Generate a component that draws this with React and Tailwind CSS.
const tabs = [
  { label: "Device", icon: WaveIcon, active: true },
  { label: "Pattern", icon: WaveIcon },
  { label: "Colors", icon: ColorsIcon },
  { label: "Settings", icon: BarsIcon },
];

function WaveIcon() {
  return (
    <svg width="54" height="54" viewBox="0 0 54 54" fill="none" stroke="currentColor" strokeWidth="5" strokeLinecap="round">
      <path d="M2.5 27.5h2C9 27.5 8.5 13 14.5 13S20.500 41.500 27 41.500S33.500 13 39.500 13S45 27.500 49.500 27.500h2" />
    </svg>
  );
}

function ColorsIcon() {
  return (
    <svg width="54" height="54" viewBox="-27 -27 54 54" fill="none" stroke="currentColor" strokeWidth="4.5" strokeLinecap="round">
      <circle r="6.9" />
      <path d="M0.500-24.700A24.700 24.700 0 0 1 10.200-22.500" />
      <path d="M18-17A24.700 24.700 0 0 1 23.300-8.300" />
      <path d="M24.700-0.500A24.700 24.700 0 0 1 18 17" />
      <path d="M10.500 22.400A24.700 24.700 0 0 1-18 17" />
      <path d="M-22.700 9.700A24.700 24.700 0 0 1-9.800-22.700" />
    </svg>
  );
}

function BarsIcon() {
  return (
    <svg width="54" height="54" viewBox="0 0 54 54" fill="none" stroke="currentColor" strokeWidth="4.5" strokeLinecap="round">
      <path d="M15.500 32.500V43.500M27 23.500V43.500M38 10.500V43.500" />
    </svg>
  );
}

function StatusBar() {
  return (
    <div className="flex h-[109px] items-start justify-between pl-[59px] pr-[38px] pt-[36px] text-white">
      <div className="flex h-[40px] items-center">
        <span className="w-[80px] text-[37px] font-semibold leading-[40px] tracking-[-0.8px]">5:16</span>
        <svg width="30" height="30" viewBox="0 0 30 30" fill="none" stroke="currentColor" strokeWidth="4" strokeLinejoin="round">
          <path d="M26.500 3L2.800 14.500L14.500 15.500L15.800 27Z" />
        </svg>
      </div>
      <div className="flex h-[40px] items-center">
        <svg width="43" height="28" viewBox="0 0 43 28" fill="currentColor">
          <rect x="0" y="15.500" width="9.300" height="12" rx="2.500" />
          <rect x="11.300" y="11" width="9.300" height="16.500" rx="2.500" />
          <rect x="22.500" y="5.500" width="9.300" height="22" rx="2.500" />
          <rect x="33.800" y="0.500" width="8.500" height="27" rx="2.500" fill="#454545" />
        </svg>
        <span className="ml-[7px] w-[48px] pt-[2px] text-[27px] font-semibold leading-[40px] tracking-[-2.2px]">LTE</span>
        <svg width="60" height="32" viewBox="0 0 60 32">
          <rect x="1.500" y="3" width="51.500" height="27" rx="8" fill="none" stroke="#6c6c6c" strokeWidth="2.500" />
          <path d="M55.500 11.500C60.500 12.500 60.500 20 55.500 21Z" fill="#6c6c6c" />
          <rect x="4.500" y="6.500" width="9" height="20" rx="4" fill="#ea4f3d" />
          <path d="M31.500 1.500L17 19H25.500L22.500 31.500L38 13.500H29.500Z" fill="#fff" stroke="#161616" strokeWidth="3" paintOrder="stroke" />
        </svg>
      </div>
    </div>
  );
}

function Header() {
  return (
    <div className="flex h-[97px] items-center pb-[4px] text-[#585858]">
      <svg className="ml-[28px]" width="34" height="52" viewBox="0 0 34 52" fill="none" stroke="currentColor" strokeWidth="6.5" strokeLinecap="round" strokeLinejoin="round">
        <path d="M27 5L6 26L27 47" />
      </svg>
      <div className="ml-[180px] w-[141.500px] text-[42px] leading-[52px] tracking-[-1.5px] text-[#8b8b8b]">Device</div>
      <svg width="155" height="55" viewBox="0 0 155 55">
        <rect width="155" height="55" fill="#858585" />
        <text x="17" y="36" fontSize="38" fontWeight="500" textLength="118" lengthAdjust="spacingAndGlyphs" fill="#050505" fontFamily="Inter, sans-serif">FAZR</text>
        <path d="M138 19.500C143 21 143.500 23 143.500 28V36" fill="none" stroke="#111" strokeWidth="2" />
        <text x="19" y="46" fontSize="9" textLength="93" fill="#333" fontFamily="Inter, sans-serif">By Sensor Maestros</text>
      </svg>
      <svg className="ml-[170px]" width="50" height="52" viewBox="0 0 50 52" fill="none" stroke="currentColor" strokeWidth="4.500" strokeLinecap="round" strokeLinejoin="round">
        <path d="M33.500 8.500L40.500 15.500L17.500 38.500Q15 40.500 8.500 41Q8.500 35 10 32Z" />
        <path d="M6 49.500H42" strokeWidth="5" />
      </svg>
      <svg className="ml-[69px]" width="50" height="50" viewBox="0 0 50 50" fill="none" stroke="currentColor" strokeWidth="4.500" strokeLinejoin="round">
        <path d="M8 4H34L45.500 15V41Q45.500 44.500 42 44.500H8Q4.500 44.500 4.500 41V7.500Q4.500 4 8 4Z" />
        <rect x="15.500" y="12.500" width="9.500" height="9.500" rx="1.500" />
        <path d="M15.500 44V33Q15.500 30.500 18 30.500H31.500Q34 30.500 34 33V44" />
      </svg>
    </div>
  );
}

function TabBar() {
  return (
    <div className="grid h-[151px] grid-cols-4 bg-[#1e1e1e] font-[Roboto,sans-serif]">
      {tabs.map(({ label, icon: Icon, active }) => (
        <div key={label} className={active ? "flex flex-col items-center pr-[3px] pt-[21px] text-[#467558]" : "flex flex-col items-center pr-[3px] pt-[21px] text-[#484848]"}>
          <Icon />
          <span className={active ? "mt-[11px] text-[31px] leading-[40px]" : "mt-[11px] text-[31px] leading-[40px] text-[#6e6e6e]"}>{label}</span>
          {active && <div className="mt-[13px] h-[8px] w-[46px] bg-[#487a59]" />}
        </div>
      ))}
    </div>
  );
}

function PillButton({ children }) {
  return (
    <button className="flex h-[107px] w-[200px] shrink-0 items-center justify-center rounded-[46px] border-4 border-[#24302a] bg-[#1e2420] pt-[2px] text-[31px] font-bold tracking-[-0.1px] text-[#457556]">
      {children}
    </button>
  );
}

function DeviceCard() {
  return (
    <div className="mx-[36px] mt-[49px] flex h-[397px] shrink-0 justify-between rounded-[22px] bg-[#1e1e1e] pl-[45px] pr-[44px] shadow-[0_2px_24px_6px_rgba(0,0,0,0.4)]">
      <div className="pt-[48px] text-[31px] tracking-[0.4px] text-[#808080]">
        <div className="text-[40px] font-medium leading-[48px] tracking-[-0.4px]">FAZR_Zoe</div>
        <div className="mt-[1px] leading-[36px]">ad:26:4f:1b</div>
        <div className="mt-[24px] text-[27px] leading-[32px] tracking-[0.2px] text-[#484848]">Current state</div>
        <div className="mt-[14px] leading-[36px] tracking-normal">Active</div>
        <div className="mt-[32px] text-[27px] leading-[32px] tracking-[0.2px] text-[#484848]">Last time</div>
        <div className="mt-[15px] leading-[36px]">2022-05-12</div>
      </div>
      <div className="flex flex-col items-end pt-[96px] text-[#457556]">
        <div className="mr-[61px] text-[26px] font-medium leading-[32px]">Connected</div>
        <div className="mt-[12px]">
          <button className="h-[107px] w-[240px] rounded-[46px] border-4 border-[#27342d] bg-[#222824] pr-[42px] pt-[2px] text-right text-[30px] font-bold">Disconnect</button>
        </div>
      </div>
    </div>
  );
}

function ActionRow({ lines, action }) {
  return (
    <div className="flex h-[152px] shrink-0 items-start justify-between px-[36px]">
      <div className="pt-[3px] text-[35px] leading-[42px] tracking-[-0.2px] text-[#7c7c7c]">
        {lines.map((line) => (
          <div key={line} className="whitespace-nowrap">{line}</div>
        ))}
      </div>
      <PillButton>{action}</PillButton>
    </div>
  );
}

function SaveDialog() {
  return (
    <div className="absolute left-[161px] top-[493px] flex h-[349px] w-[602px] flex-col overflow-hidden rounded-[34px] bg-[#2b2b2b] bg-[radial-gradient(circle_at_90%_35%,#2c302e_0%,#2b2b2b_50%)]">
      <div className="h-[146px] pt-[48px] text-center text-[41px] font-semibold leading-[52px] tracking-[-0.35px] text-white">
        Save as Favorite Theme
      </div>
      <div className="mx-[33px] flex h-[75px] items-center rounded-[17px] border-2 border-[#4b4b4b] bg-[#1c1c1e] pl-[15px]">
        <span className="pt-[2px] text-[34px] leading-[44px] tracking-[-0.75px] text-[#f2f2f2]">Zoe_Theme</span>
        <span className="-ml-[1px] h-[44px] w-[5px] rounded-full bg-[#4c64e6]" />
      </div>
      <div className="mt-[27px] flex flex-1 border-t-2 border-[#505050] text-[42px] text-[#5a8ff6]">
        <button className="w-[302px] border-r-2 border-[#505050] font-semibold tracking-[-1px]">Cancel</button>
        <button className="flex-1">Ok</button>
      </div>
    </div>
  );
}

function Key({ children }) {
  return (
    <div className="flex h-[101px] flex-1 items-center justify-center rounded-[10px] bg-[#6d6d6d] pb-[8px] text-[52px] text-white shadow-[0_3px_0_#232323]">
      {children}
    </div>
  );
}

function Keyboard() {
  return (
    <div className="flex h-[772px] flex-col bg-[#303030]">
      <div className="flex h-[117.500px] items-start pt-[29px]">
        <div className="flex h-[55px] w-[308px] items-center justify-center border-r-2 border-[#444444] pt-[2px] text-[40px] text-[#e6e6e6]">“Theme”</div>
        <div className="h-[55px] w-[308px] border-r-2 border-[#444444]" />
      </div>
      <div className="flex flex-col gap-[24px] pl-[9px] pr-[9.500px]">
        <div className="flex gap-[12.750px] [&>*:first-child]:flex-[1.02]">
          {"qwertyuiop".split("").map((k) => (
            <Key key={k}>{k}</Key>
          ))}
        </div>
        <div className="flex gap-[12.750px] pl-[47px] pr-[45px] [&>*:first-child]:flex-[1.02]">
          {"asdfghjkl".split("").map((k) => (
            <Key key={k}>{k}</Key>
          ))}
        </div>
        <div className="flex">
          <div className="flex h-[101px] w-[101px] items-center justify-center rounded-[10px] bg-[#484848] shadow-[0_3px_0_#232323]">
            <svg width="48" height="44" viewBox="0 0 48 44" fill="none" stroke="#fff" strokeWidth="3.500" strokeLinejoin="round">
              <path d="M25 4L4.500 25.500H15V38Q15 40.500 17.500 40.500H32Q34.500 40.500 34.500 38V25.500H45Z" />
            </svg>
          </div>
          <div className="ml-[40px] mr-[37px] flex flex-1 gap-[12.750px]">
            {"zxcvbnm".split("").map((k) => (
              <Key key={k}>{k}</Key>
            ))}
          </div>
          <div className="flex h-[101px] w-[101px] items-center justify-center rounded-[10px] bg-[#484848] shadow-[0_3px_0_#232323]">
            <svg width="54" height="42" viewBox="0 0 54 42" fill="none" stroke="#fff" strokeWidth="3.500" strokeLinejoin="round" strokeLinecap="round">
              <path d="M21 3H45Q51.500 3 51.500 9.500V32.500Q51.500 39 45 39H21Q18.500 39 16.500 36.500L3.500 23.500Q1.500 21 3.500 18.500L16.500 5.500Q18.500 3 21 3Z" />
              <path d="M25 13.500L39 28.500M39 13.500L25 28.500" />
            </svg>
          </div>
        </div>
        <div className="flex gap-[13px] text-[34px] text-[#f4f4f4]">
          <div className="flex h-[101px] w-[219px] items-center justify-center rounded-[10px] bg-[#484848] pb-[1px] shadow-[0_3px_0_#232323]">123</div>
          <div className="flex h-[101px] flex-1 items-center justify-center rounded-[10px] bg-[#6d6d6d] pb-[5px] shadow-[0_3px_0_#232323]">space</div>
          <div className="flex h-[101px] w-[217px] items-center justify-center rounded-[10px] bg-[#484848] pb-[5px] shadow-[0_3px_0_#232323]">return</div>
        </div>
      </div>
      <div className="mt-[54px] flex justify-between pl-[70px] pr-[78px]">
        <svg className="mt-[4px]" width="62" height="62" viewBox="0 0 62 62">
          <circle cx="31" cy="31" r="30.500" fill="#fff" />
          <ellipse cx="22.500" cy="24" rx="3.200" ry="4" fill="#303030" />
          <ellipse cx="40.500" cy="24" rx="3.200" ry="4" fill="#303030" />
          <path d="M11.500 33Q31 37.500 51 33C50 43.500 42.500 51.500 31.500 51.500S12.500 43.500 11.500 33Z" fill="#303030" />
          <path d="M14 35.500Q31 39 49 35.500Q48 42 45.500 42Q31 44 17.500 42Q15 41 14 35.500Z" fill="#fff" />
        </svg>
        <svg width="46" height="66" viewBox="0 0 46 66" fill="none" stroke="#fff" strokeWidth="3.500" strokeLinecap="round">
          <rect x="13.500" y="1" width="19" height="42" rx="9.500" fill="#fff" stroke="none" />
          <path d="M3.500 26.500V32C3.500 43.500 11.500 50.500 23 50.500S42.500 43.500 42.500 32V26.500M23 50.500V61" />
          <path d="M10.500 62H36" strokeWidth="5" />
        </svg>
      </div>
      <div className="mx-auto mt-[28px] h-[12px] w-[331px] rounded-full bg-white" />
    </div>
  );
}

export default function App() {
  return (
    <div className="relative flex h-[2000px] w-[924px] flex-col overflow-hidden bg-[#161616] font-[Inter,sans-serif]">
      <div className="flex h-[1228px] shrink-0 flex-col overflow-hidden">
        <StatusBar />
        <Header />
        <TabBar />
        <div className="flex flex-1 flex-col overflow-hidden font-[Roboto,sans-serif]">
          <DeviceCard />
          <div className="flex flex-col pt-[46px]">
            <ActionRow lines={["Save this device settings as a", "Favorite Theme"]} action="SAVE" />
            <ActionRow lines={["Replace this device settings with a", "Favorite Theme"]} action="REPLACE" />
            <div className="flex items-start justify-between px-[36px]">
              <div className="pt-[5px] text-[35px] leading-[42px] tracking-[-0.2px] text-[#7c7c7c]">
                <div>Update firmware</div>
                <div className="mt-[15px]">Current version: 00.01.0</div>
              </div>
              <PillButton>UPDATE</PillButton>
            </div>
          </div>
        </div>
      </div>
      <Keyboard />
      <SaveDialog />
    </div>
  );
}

EXERCISE AIM
Where a line holds "this", copy that line.

EXERCISE SOLUTION
Generate a component that draws this with React and Tailwind CSS.
            <ActionRow lines={["Save this device settings as a", "Favorite Theme"]} action="SAVE" />
            <ActionRow lines={["Replace this device settings with a", "Favorite Theme"]} action="REPLACE" />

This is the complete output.